In Chapter 1, I study the effect of entry on incumbent firms in platform markets. The entry of firms into a platform has an ambiguous effect on the profitability of incumbent firms operating on the platform: While entry increases competitive pressure on incumbents, supply-side expansion may attract new consumers---effectively increasing total platform size and presumably benefiting all firms. The paper develops a simple model and explores how firm entry affects incumbents’ outcomes in a two-sided market.

I focus on Yelp Transactions Platform, an online platform that connects consumers with local services. I study a quasi-exogenous increase in firms on the platform and exploit geographic variation to employ a difference-in-differences research design. I find that, on average, market expansion favors incumbents, though the average effect masks substantial heterogeneities: High-quality incumbent firms experience a positive effect, whereas low-quality firms perform unambiguously worse. Using a structural model, my analysis finds a non-monotonic relationship between market expansion and firm performance. Lastly, I use YTP’s granular data on consumer and incumbent behavior to explore other market outcomes, main mechanisms, and firms' strategic responses.

The results of Chapter 1 highlight the growing importance of perceived firm quality and standardized ratings on firms’ performance. In Chapter 2, I (along with Mike Luca) explore the causal impact of pricing on firm reputation as measured by online ratings. We again use data from YTP on prices, orders, and ratings. Looking at narrow windows around the timing of menu price changes, we find that online reviews are influenced by price changes and that increasing prices tends to harm a firm’s reputation;

a 1\% increase in the price of an item leads to a decrease of approximately 5\% in the ratings left by users. Consistent with this, the distribution of ratings for cheaper restaurants is similar to that of more expensive restaurants. We also find that these effects are not driven by consumer retaliation against price changes, but rather by changes in absolute price levels. Finally, we derive implications to consumers, firms' strategies, and the design of reputation systems.

In Chapter 3, I (along with Abhay Aneja and Gauri Subramani) study how differences in persistence contribute to the gender ``innovation gap,'' i.e. that women are much less likely to receive patents than men.

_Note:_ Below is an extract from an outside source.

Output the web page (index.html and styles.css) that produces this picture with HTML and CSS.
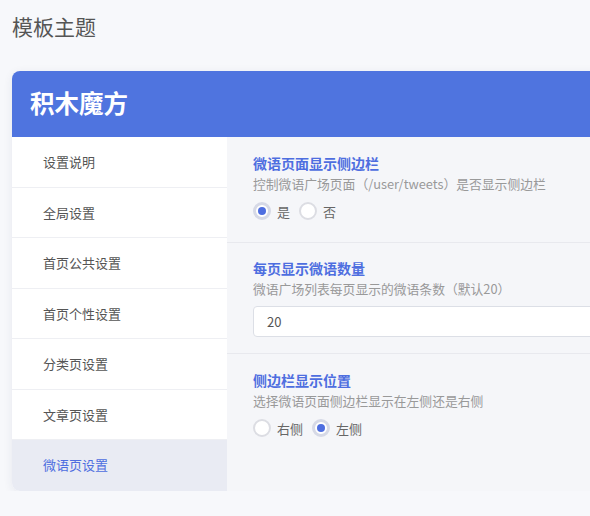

To provide causal evidence of a persistence channel, we use exogenous variation in the likelihood of early-stage adverse decisions about patentability claims that arises from the random assignment of applications to patent examiners. We find that majority-female innovator teams are less likely than majority-male teams to either appeal or amend applications that receive rejections within the patent prosecution process. Roughly 1/2 of the overall gender gap in awarded patents can be accounted for by the differential propensity of women to exit the application process after a rejection of patent claims at the first stage of the prosecution process. We also provide evidence that firms and other organizations can mediate the gender gap in persistence: The persistence gap is reduced for women-led applications that have the backing of firms. We find that examiner identity has little to do with differential persistence across genders.